The treatment of lumbar discal herniation depends on the severity of the symptoms, the degree of nerve or spinal cord compression, and the response to conservative measures. The main goals of treatment are to relieve pain, restore function, and prevent further damage. Some common treatment options are:
– Conservative treatment. This includes modifying activities, avoiding movements that worsen pain, taking medications (nonsteroidal anti-inflammatory drugs, analgetics, corticosteroids, antiedema, opioids), applying heat or ice, and doing physical therapy or exercises to strengthen the lower back muscles and improve posture and flexibility.
– Epidural steroid injection. This involves injecting a corticosteroid and a local anesthetic into the epidural space around the spinal cord or the nerve root. This can reduce inflammation and pain, and may improve nerve function.
– Surgery. This is considered when conservative treatment fails, or when there is severe nerve or spinal cord compression that causes neurological deficits or threatens the spinal cord function. The patient must be referred to a neurosurgeon or orthopedic surgeon if there is neurological deficit and insufficient response to conservative treatment.

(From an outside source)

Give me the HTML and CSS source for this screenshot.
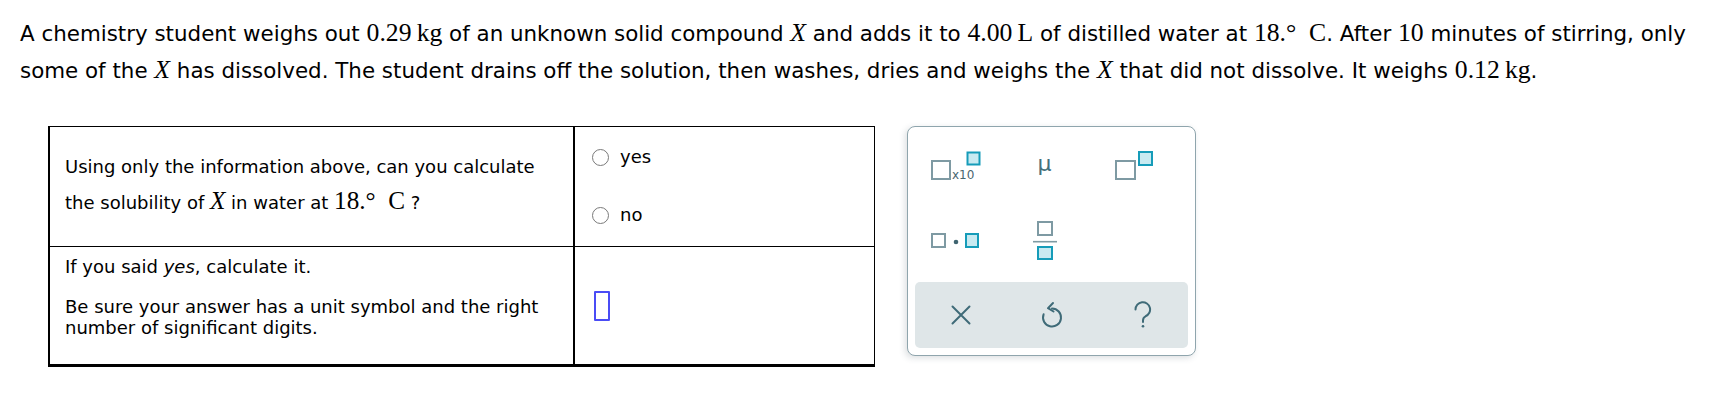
FILE: index.html
```html
<!DOCTYPE html>
<html>
<head>
<meta charset="utf-8">
<link rel="stylesheet" href="styles.css">
</head>
<body>
<div class="page">
  <p class="intro">A chemistry student weighs out <span class="m">0.29&thinsp;kg</span> of an unknown solid compound <span class="m mi">X</span> and adds it to <span class="m">4.00&thinsp;L</span> of distilled water at <span class="m">18.°&ensp;C</span>. After <span class="m">10</span> minutes of stirring, only<br>some of the <span class="m mi">X</span> has dissolved. The student drains off the solution, then washes, dries and weighs the <span class="m mi">X</span> that did not dissolve. It weighs <span class="m">0.12&thinsp;kg</span>.</p>

  <div class="work">
    <div class="qgrid">
      <div class="cell q1">
        <p>Using only the information above, can you calculate<br>the solubility of <span class="m2 mi">X</span> in water at <span class="m2">18.°&ensp;C</span> ?</p>
      </div>
      <div class="cell a1">
        <label class="radio"><span class="circle"></span><span>yes</span></label>
        <label class="radio"><span class="circle"></span><span>no</span></label>
      </div>
      <div class="cell q2">
        <p>If you said <i>yes</i>, calculate it.</p>
        <p class="sure">Be sure your answer has a unit symbol and the right<br>number of significant digits.</p>
      </div>
      <div class="cell a2">
        <span class="answer"></span>
      </div>
    </div>

    <div class="panel">
      <div class="keys">
        <div class="key">
          <svg width="52" height="32" viewBox="0 0 52 32">
            <rect x="2" y="11" width="18" height="18" class="g"/>
            <text x="22" y="29" class="x10">x10</text>
            <rect x="37.5" y="2.5" width="12" height="12" class="b"/>
          </svg>
        </div>
        <div class="key"><span class="mu">μ</span></div>
        <div class="key">
          <svg width="40" height="32" viewBox="0 0 40 32">
            <rect x="2" y="11" width="19" height="18" class="g"/>
            <rect x="25" y="2" width="13" height="13" class="b"/>
          </svg>
        </div>
        <div class="key">
          <svg width="52" height="24" viewBox="0 0 52 24">
            <rect x="2" y="6" width="13" height="13" class="g"/>
            <circle cx="26" cy="14" r="2.3" fill="#3f6470"/>
            <rect x="36" y="6" width="12" height="13" class="b"/>
          </svg>
        </div>
        <div class="key">
          <svg width="24" height="42" viewBox="0 0 24 42">
            <rect x="5" y="3" width="14" height="13" class="g"/>
            <line x1="0" y1="22.7" x2="24" y2="22.7" stroke="#7e9aa3" stroke-width="1.6"/>
            <rect x="5" y="28" width="14" height="12" class="b"/>
          </svg>
        </div>
        <div class="key"></div>
      </div>
      <div class="bar">
        <div class="btn">
          <svg width="20" height="20" viewBox="0 0 20 20">
            <path d="M1.5 1.5 L18.5 18.5 M18.5 1.5 L1.5 18.5" class="ic"/>
          </svg>
        </div>
        <div class="btn">
          <svg width="24" height="28" viewBox="0 0 24 28">
            <path d="M12 7.5 A9 9 0 1 1 3.6 13.3" class="ic"/>
            <path d="M13 2 L8 7.2 L13.5 10.5" class="ic"/>
          </svg>
        </div>
        <div class="btn">
          <svg width="22" height="28" viewBox="0 0 22 28">
            <path d="M3.5 8.5 A7.3 7.3 0 1 1 13.5 15.3 C11.7 16.2 11 17.4 11 19.5 L11 21" class="ic"/>
            <circle cx="11" cy="25.2" r="1.3" fill="#3f6b78"/>
          </svg>
        </div>
      </div>
    </div>
  </div>
</div>
</body>
</html>
```

FILE: styles.css
```css
body {
  margin: 0;
  background: #fff;
  color: #000;
  font-family: Verdana, "DejaVu Sans", sans-serif;
}

.page {
  padding: 15px 0 0 20px;
}

.intro {
  margin: 0;
  font-size: 21.4px;
  line-height: 36px;
  white-space: nowrap;
}

.m {
  font-family: "Liberation Serif", "Times New Roman", serif;
  font-size: 1.2em;
}

.m2 {
  font-family: "Liberation Serif", "Times New Roman", serif;
  font-size: 1.4em;
}

.mi {
  font-style: italic;
}

.work {
  display: flex;
  align-items: flex-start;
  gap: 32px;
  margin: 37px 0 0 28px;
}

.qgrid {
  display: grid;
  grid-template-columns: 525px 299px;
  grid-template-rows: 120px 117px;
  border-top: 1px solid #000;
  border-right: 1px solid #000;
  border-left: 2px solid #000;
  border-bottom: 3px solid #000;
  font-size: 18px;
}

.cell {
  box-sizing: border-box;
  display: flex;
  flex-direction: column;
}

.q1, .q2 {
  border-right: 2px solid #000;
}

.q1, .a1 {
  border-bottom: 1px solid #000;
}

.q1 {
  justify-content: center;
  padding: 0 0 4px 15px;
}

.q1 p {
  margin: 0;
  line-height: 34px;
  white-space: nowrap;
}

.a1 {
  justify-content: center;
  gap: 38px;
  padding: 0 0 1px 17px;
}

.radio {
  display: flex;
  align-items: center;
  gap: 11px;
  line-height: 20px;
}

.circle {
  box-sizing: border-box;
  width: 17px;
  height: 17px;
  border: 1px solid #7a7a7a;
  border-radius: 50%;
  background: #fff;
}

.q2 {
  padding: 9px 0 0 15px;
}

.q2 p {
  margin: 0;
  line-height: 21px;
  white-space: nowrap;
}

.q2 .sure {
  margin-top: 19px;
}

.a2 {
  justify-content: center;
  padding-left: 19px;
}

.answer {
  box-sizing: border-box;
  width: 16px;
  height: 30px;
  border: 2px solid #4a4cf5;
  border-radius: 1px;
}

.panel {
  box-sizing: border-box;
  width: 289px;
  padding: 7px;
  border: 1px solid #8fa5ad;
  border-radius: 8px;
  background: #fff;
  box-shadow: -2px 2px 6px rgba(60, 80, 90, 0.18);
}

.keys {
  display: grid;
  grid-template-columns: repeat(3, 89px);
  grid-template-rows: 64px 84px;
  margin-left: -4px;
}

.key {
  display: flex;
  align-items: center;
  justify-content: center;
}

.key svg {
  display: block;
}

.g {
  fill: #fff;
  stroke: #7e9aa3;
  stroke-width: 2;
}

.b {
  fill: #c8eaf1;
  stroke: #169cb9;
  stroke-width: 2;
}

.x10 {
  font-family: "DejaVu Sans", sans-serif;
  font-size: 12px;
  fill: #48666f;
}

.mu {
  font-family: "DejaVu Sans", sans-serif;
  font-size: 22px;
  color: #45707c;
  line-height: 1;
  margin-top: -4px;
}

.bar {
  display: grid;
  grid-template-columns: repeat(3, 1fr);
  height: 66px;
  background: #dfe6e8;
  border-radius: 5px;
}

.btn {
  display: flex;
  align-items: center;
  justify-content: center;
}

.btn svg {
  display: block;
}

.ic {
  fill: none;
  stroke: #3f6b78;
  stroke-width: 2;
  stroke-linecap: round;
  stroke-linejoin: round;
}
```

Lumbar discal herniation is a common condition that affects the discs in the lower back. It can cause pain, stiffness, and neurological symptoms in the lower back, buttock, thigh, or leg. It can be diagnosed by a clinical exam, a medical history, and imaging studies. It can be treated by conservative measures, epidural steroid injection, or surgery, depending on the severity and the response to treatment. As medical students, you should be familiar with the anatomy, pathophysiology, diagnosis, and treatment of lumbar discal herniation, as it is a frequent cause of low back pain and disability in the general population. You should also be able to educate your patients about the prevention, management, and prognosis of this condition, and provide them with the best possible care.